In this tutorial, we’ll walk through a reliable and repeatable process to delete all data associated with a specific user from Amazon Redshift, leveraging Snowplow’s atomic data model.

Assumptions

This guide assumes the following:

  • A data subject has requested deletion of all data associated with them.

  • You are using user_id as the identifier (this approach also applies to other identifying fields such as domain_userid, network_userid, or user_ipaddress).

  • In-batch deduplication is enabled (i.e., you're running Snowplow R76+).

  • Your data models are rebuilt daily from atomic data — not incrementally maintained. If using incremental models, additional steps are required (outside the scope of this tutorial).

Step 1: Identify Events to Delete

Create a scratch table with all event_id and collector_tstamp combinations tied to the data subject:

CREATE SCHEMA IF NOT EXISTS scratch;
DROP TABLE IF EXISTS scratch.deletion_fact_table;
CREATE TABLE scratch.deletion_fact_table
  DISTKEY(event_id)
  SORTKEY(collector_tstamp) AS (
  SELECT
    event_id,
    collector_tstamp
  FROM atomic.events
  WHERE user_id = 'DATA_SUBJECT_ID'  -- replace with actual identifier
);

Sanity check:

SELECT COUNT(*) FROM scratch.deletion_fact_table;

Confirm that the row count aligns with expectations before proceeding.

Step 2: Identify Affected Tables

Redshift stores shredded JSON data and other enriched data in multiple tables. To find which contain references to the user’s events, run:

SELECT DISTINCT table_name 
FROM information_schema.columns 
WHERE table_schema = 'atomic' 
AND column_name = 'root_id';

This query returns all tables in the atomic schema that include root_id, which links shredded data back to the original event.

Step 3: Delete from Derived Tables

Using the deletion_fact_table, delete the user’s data from each of the tables identified in Step 2 (except atomic.events):

DELETE FROM atomic.com_yourcompany_eventname_1 AS m
USING scratch.deletion_fact_table AS d
WHERE m.root_id = d.event_id 
AND m.root_tstamp = d.collector_tstamp;

💡 Tip: Script this for all relevant tables to ensure consistency and avoid omissions.

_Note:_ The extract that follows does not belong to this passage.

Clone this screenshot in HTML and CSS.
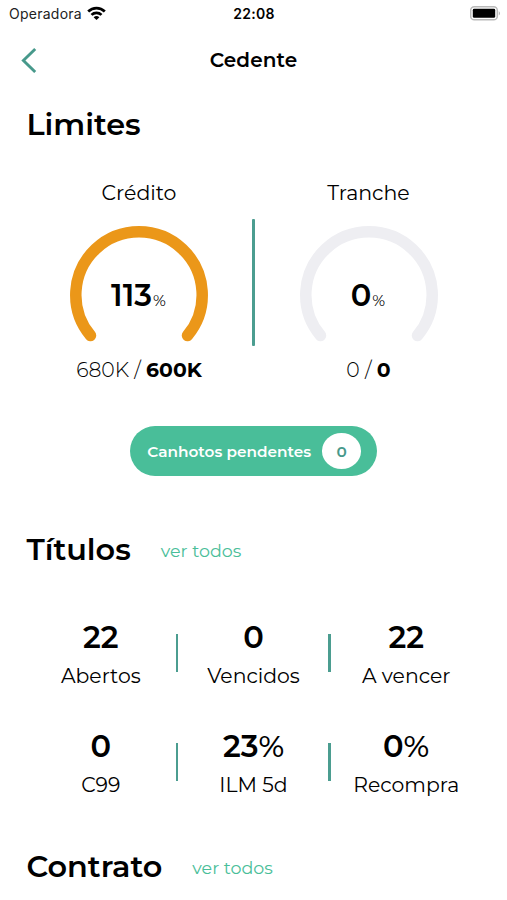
FILE: index.html
```html
<!DOCTYPE html>
<html lang="pt-BR">
<head>
<meta charset="utf-8">
<meta name="viewport" content="width=device-width, initial-scale=1">
<title>Cedente</title>
<link rel="stylesheet" href="styles.css">
</head>
<body>
<div class="status">
  <div class="carrier"><span>Operadora</span>
    <svg width="19" height="15" viewBox="0 0 19 15" fill="none" stroke="#000" stroke-width="2.7"><path d="M1.2 5.5C5.8 .9 13.2 .9 17.8 5.5"/><path d="M4.5 8.9C7.3 6.2 11.7 6.2 14.5 8.9"/><path d="M9.5 14L6.6 11.3Q9.5 8.9 12.4 11.3Z" fill="#000" stroke="none"/></svg>
  </div>
  <time class="clock">22:08</time>
  <svg class="battery" width="31" height="15" viewBox="0 0 31 15"><rect x=".7" y=".8" width="26.6" height="13" rx="3.6" fill="#fff" stroke="#b9b9b9" stroke-width="1.5"/><rect x="2.8" y="2.8" width="22.4" height="9" rx="1.4"/><path d="M28.8 5Q31 7.3 28.8 9.6Z" fill="#aaa"/></svg>
</div>
<header class="nav">
  <svg class="back" width="16" height="26" viewBox="0 0 16 26" fill="none" stroke="#47998b" stroke-width="2.9"><path d="M14.2 2L2.4 13.5L14.2 25"/></svg>
  <h1 class="nav-title">Cedente</h1>
</header>
<main>
  <section class="limits">
    <h2 class="heading">Limites</h2>
    <div class="gauges">
      <div class="gauge">
        <div class="label">Crédito</div>
        <div class="dial">
          <svg width="140" height="120" viewBox="0 0 140 120"><path d="M21.5 110.5A63.2 63.2 0 1 1 118.5 110.5" fill="none" stroke="#eb9719" stroke-width="11.5" stroke-linecap="round"/></svg>
          <div class="percent"><span>113</span><small>%</small></div>
        </div>
        <div class="amount"><span>680K / </span><b>600K</b></div>
      </div>
      <div class="split"></div>
      <div class="gauge">
        <div class="label">Tranche</div>
        <div class="dial">
          <svg width="140" height="120" viewBox="0 0 140 120"><path d="M21.5 110.5A63.2 63.2 0 1 1 118.5 110.5" fill="none" stroke="#eeeef2" stroke-width="11.5" stroke-linecap="round"/></svg>
          <div class="percent"><span>0</span><small>%</small></div>
        </div>
        <div class="amount"><span>0 / </span><b>0</b></div>
      </div>
    </div>
    <div class="pill"><span>Canhotos pendentes</span><span class="badge">0</span></div>
  </section>
  <section>
    <div class="head"><h2 class="heading">Títulos</h2><a class="more">ver todos</a></div>
    <div class="stats">
      <div class="stat"><b>22</b><span>Abertos</span></div>
      <div class="stat"><b>0</b><span>Vencidos</span></div>
      <div class="stat"><b>22</b><span>A vencer</span></div>
      <div class="stat"><b>0</b><span>C99</span></div>
      <div class="stat"><b>23<i>%</i></b><span>ILM 5d</span></div>
      <div class="stat"><b>0<i>%</i></b><span>Recompra</span></div>
    </div>
  </section>
  <section>
    <div class="head contract"><h2 class="heading">Contrato</h2><a class="more">ver todos</a></div>
  </section>
</main>
</body>
</html>
```
FILE: styles.css
```css
* { box-sizing: border-box; }
body {
  margin: 0;
  height: 900px;
  overflow: hidden;
  background: #fff;
  color: #000;
  font-family: Montserrat, Inter, "Liberation Sans", sans-serif;
  font-size: 20px;
  white-space: nowrap;
}
svg { display: block; flex: none; }
h1, h2 { margin: 0; }
.status {
  display: grid;
  grid-template-columns: 1fr auto 1fr;
  align-items: center;
  height: 27px;
  padding: 0 6px 0 9px;
  font-family: Inter, "Liberation Sans", sans-serif;
  font-size: 14px;
}
.carrier { display: flex; align-items: center; gap: 5px; color: #222; letter-spacing: .25px; }
.carrier svg { margin-top: -1px; }
.clock { font-weight: 600; letter-spacing: .3px; margin-left: -2px; }
.battery { justify-self: end; }
.nav {
  display: grid;
  grid-template-columns: 1fr auto 1fr;
  align-items: center;
  height: 66px;
  padding: 0 21px;
}
.nav-title { font-size: 20px; font-weight: 600; letter-spacing: .1px; line-height: 26px; }
.heading { font-size: 30.3px; font-weight: 600; line-height: 40px; }
.limits { padding-top: 12px; }
.limits .heading, .head { margin-left: 26.4px; }
.gauges { display: grid; grid-template-columns: 228px 3px 228px; justify-content: center; margin-top: 35px; }
.gauge { display: flex; flex-direction: column; align-items: center; }
.gauge:first-child { padding-left: 2px; }
.gauge:last-child { padding-right: 1px; }
.label { line-height: 26px; font-size: 20.5px; font-weight: 450; }
.dial { display: grid; place-items: center; margin-top: 19px; height: 120px; }
.dial > * { grid-area: 1 / 1; }
.percent { display: flex; align-items: baseline; gap: 1px; font-size: 30.5px; font-weight: 600; line-height: 40px; margin: 25px 1px 0 0; }
.percent small { font-size: 15.5px; font-weight: 450; }
.amount { margin-top: 12px; font-size: 20.4px; line-height: 26px; font-weight: 300; white-space: pre; }
.amount b { font-weight: 700; }
.split { width: 2.5px; height: 127px; margin-top: 39px; background: #4b9d90; border-radius: 1px; }
.pill {
  display: flex;
  align-items: center;
  justify-content: space-between;
  width: 247px;
  height: 50px;
  margin: 43.4px auto 0 130.3px;
  padding: 0 16px 0 17px;
  border-radius: 25px;
  background: #49be99;
  color: #fff;
  font-size: 15.3px;
  font-weight: 600;
}
.badge { display: grid; place-items: center; width: 39.5px; height: 36px; border-radius: 50%; background: #fff; color: #47998b; }
.head { display: flex; align-items: center; gap: 30px; height: 40px; margin-top: 53.6px; }
.head .heading { padding-top: 1px; }
.more { padding-top: 2px; font-size: 17.5px; color: #49be99; }
.stats { display: grid; grid-template-columns: repeat(3, 152.7px); justify-content: center; row-gap: 30.5px; margin-top: 47px; }
.stat { position: relative; display: flex; flex-direction: column; align-items: center; height: 78.5px; }
.stat b { font-size: 30.5px; font-weight: 600; line-height: 40px; }
.stat i { font-style: normal; font-weight: 500; }
.stat span { line-height: 26px; margin-top: 6px; font-size: 20.4px; font-weight: 450; }
.stat:not(:nth-child(3n))::after {
  content: "";
  position: absolute;
  right: -1px;
  top: 17px;
  width: 2.5px;
  height: 38px;
  background: #4b9d90;
}
.head.contract { margin-top: 42px; }
```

Step 4: Delete from atomic.events

Once all dependent tables are cleared, remove the events from the main events table:

DELETE FROM atomic.events AS a
USING scratch.deletion_fact_table AS d
WHERE a.event_id = d.event_id 
AND a.collector_tstamp = d.collector_tstamp;

Step 5: Post-Deletion Cleanup

Optional: Log Deleted Time Range

Before dropping your scratch table, it can be useful to log the time range of deleted events:

SELECT
  MIN(collector_tstamp) AS min_tstamp,
  MAX(collector_tstamp) AS max_tstamp
FROM scratch.deletion_fact_table;

Vacuum Tables

To reclaim storage and maintain performance, run:

VACUUM;

This is especially important if you don’t already run routine vacuum operations.

Important Considerations: Snapshots and Backups

Amazon Redshift Snapshots

Redshift’s automated and manual snapshots can retain deleted data beyond this process.

  • Automated snapshots are created regularly and retained based on your cluster’s settings (default: 1 day).

  • Manual snapshots are not deleted automatically and persist even if the cluster is removed.

To stay compliant:

  • Review your snapshot retention policy.

  • Delete any manual snapshots containing data that must be forgotten.

  • Check for cross-region backups or shared snapshots stored in S3.

Best Practices for GDPR Compliance with Snowplow

  • Use consistent identifiers: Ensure a single source of truth (e.g., user_id, network_userid) to make deletions accurate and complete.

  • Automate your deletion pipeline: Build a repeatable process using scheduled queries or orchestration tools like Airflow or dbt.

  • Audit and log deletions: Retain non-identifying logs of what was deleted (e.g., timestamps) for compliance audits.

  • Review backups regularly: Ensure forgotten data isn’t lurking in unmanaged snapshots.

Conclusion

While GDPR compliance presents operational challenges, Snowplow’s structured data and event model simplify user data deletions in Redshift. By isolating event metadata and separating enriched data into derived tables, it’s possible to identify and delete user data systematically and confidently.

For teams building real-time behavioral pipelines, GDPR doesn’t have to be a blocker — especially when your stack is built with privacy-by-design in mind.